If the feature still reads “Unavailable” after all of that, suspect a work-device policy or an unsupported region, neither of which you can fix yourself. Don’t waste time on resets before you’ve ruled out the account match.

#Frequently Asked Questions

iPhone Mirroring not working, what is the first thing to check?

Confirm both devices run the required OS and share one Apple Account. The Mac needs macOS Sequoia and the iPhone needs iOS 18, both signed in to the identical account with two-factor on, since a mismatch on any of those is by far the most common reason the Mac never lists your phone in the first place.

Why did iPhone Mirroring stop working after an update?

An update can quietly sign you into a different Apple Account or reset a Continuity toggle behind the scenes.

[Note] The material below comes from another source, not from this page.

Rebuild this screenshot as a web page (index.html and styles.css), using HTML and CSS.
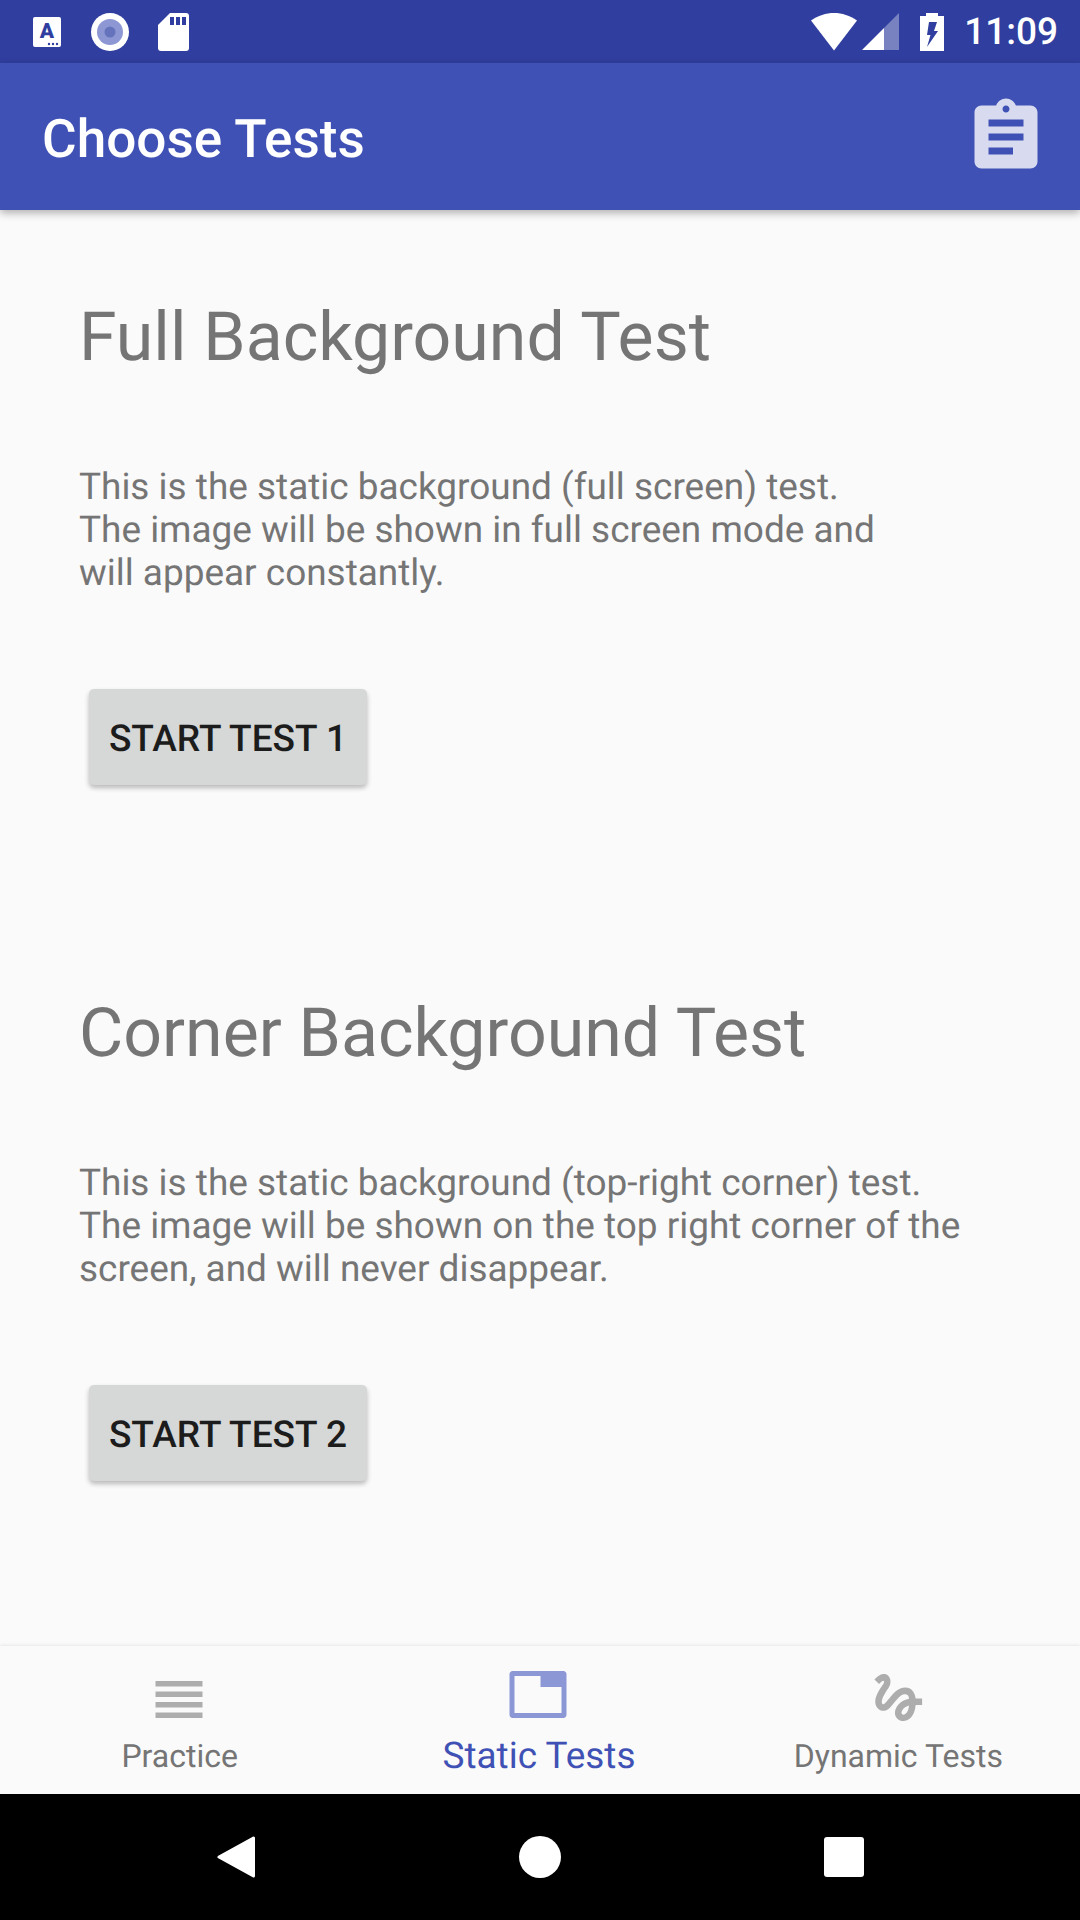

Signing out and back into the same account on both devices usually fixes it within two minutes, and re-enabling Handoff afterward covers the toggle case if the sign-out alone didn’t do it.

Does fixing iPhone Mirroring require a reset?

Almost never. Re-signing into the Apple Account, enabling Handoff, and toggling Bluetooth resolve the large majority of cases without erasing any data.

What official support page should I check first?

Apple’s iPhone Mirroring support page lists the exact hardware and OS requirements. The Continuity requirements page explains the shared Wi-Fi, Bluetooth, and Apple Account conditions, and reading both together makes it obvious why the feature is so dependent on a matched setup across the two devices.

What should I avoid doing when Mirroring won’t connect?

Don’t jump to a factory reset, which won’t fix an eligibility or policy block and risks your data. Avoid unlocking and using the iPhone while you try to mirror, since it must stay locked. And don’t assume a setting will override a work-device MDM restriction, because it can’t.

When should I contact Apple or my IT department?

Contact your IT department if your device is work-managed and Mirroring reads “Unavailable.” Contact Apple if both devices qualify, share an account, and still fail after re-signing in.

Can I use iPhone Mirroring while the phone is in use?

No. The iPhone has to be locked and idle for Mirroring to start, because the feature won’t take over a phone you’re actively holding and using. Set it down, lock it, and keep it near the Mac, and the connection should pick up on its own within a few seconds.